The study on stem cells have been hampered for eight years due to ethical reasons, but during former president Obama’s term, on March 2009 he signed the executive order to release federal funds for stem cell research. From there on, the research for stem cells took off.
Research on Stem Cells
Even before the Obama administration, the FDA has approved of trial treatments for paralysis using embryonic stem cells. While other researchers found a way around using human embryos by reprogramming adult cells to turn into induced pluripotent stem cells that are non – embryonic and has the ability to change into any cell type.
The first trial to treat paralysis by using embryonic stem cells by biotech company Geron was given the go signal by the FDA last January. The clinical trial based its work on the research of neuroscientist, Hans Keirstead, who urged embryonic stem cells to grow into spinal cord cells that they introduced to paralyzed rats, which made them walk again.
Researchers from University of Wisconsin managed to create embryonic stem cells from skin fibroblasts without the use of foreign DNA or viruses which has unwanted results like cancer. The team instead used circular DNA that can be found outside the primary genome to manipulate the cells instead of viruses.
Teams from China and California have reported to have used only induced pluripotent cells to birth healthy mice.

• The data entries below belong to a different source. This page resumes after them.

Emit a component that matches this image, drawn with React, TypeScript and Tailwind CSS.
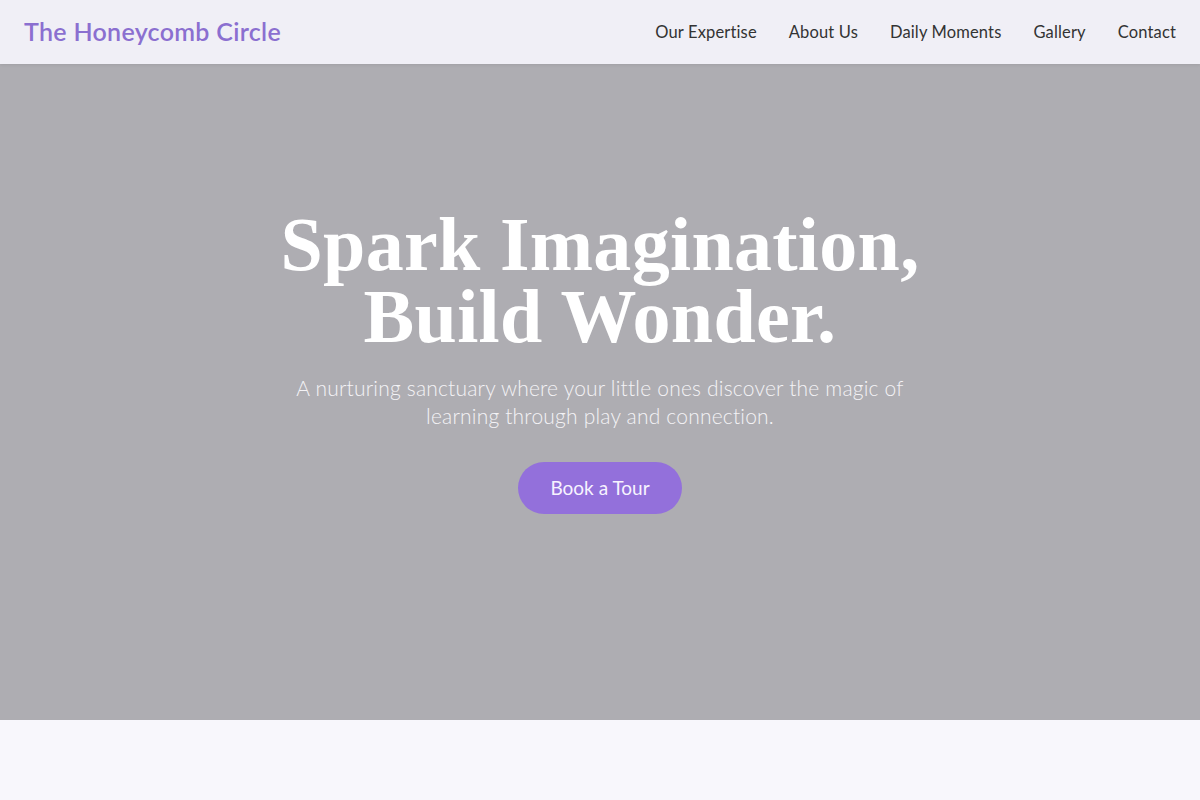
export default function App() {
  const nav = ["Our Expertise", "About Us", "Daily Moments", "Gallery", "Contact"];
  return (
    <div className="min-h-screen bg-[#f8f7fc]" style={{ fontFamily: "Lato, 'Noto Sans', sans-serif" }}>
      <header className="h-16 bg-[#f0eff6] flex items-center justify-between px-6 shadow-[0_1px_3px_rgba(0,0,0,0.08)] relative z-10">
        <div className="text-[25px] font-semibold text-[#8b6fd0] tracking-[0.3px]">The Honeycomb Circle</div>
        <nav className="flex gap-8 text-[16.5px] tracking-[0.15px] text-[#333333] pt-[1px]">
          {nav.map((n) => (
            <a key={n} className="cursor-pointer">{n}</a>
          ))}
        </nav>
      </header>
      <section className="h-[656px] bg-[#aeadb2] flex flex-col items-center pt-[144px] text-center">
        <h1
          className="text-[76px] leading-[72px] font-bold text-white tracking-[0.3px]"
          style={{ fontFamily: "'Liberation Serif', 'DejaVu Serif', serif" }}
        >
          Spark Imagination,
          <br />
          Build Wonder.
        </h1>
        <p className="mt-[22px] max-w-[660px] text-[21px] leading-[28px] font-light tracking-[0.2px] text-[#f4f3f6]">
          A nurturing sanctuary where your little ones discover the magic of learning through play and connection.
        </p>
        <button className="mt-[32px] h-[52px] px-8 rounded-full bg-[#9370db] text-[19px] text-[#f7f3ff]">
          Book a Tour
        </button>
      </section>
      <section className="h-20 bg-[#f8f7fc]" />
    </div>
  );
}
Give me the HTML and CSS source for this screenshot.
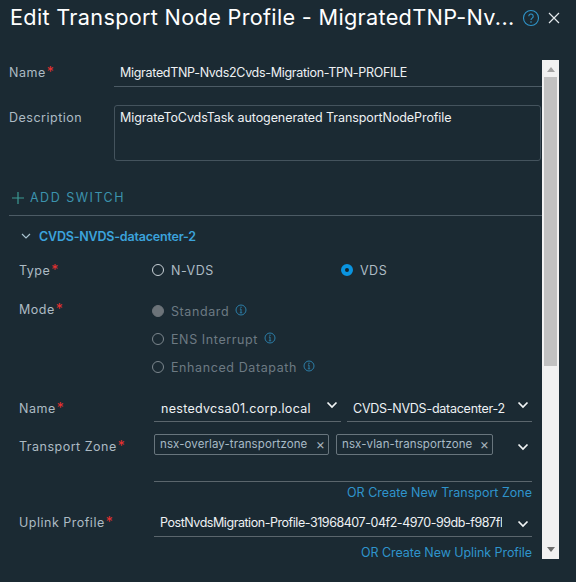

A patient with a fatal brain disease due to mutation in the genes was treated by combining gene therapy with stem cells and it was a success. The procedure required removing the bone marrow – that still contained stem cells with damaged gene – of the patient and using healthy genes to repair it with the help of a retrovirus. Chemotherapy is then used to remove the bone marrow with the defective gene, and then transplanted back healthy gene stem cells where it stopped the disease.